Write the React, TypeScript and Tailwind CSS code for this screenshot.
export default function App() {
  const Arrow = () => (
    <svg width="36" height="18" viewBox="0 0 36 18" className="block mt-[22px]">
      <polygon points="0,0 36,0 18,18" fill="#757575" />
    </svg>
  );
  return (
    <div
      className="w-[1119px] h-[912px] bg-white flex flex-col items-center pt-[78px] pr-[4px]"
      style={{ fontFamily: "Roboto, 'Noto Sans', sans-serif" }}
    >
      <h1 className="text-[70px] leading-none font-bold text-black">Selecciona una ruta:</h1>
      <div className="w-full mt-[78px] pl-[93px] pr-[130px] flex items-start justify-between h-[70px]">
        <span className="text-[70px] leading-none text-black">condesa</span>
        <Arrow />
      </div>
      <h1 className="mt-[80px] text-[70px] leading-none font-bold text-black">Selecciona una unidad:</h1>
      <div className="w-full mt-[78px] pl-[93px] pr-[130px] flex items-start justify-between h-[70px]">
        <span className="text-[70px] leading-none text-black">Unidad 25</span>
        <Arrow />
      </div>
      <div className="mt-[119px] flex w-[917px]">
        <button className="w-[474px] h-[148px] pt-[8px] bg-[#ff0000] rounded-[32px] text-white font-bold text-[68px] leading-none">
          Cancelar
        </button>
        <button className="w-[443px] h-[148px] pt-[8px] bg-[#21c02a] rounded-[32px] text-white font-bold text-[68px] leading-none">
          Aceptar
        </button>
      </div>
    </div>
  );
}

==============================

**PROBLEM DETAILS**: Write out every line of the material again, exactly as it reads.

**ANSWER**:
Write the React, TypeScript and Tailwind CSS code for this screenshot.
export default function App() {
  const Arrow = () => (
    <svg width="36" height="18" viewBox="0 0 36 18" className="block mt-[22px]">
      <polygon points="0,0 36,0 18,18" fill="#757575" />
    </svg>
  );
  return (
    <div
      className="w-[1119px] h-[912px] bg-white flex flex-col items-center pt-[78px] pr-[4px]"
      style={{ fontFamily: "Roboto, 'Noto Sans', sans-serif" }}
    >
      <h1 className="text-[70px] leading-none font-bold text-black">Selecciona una ruta:</h1>
      <div className="w-full mt-[78px] pl-[93px] pr-[130px] flex items-start justify-between h-[70px]">
        <span className="text-[70px] leading-none text-black">condesa</span>
        <Arrow />
      </div>
      <h1 className="mt-[80px] text-[70px] leading-none font-bold text-black">Selecciona una unidad:</h1>
      <div className="w-full mt-[78px] pl-[93px] pr-[130px] flex items-start justify-between h-[70px]">
        <span className="text-[70px] leading-none text-black">Unidad 25</span>
        <Arrow />
      </div>
      <div className="mt-[119px] flex w-[917px]">
        <button className="w-[474px] h-[148px] pt-[8px] bg-[#ff0000] rounded-[32px] text-white font-bold text-[68px] leading-none">
          Cancelar
        </button>
        <button className="w-[443px] h-[148px] pt-[8px] bg-[#21c02a] rounded-[32px] text-white font-bold text-[68px] leading-none">
          Aceptar
        </button>
      </div>
    </div>
  );
}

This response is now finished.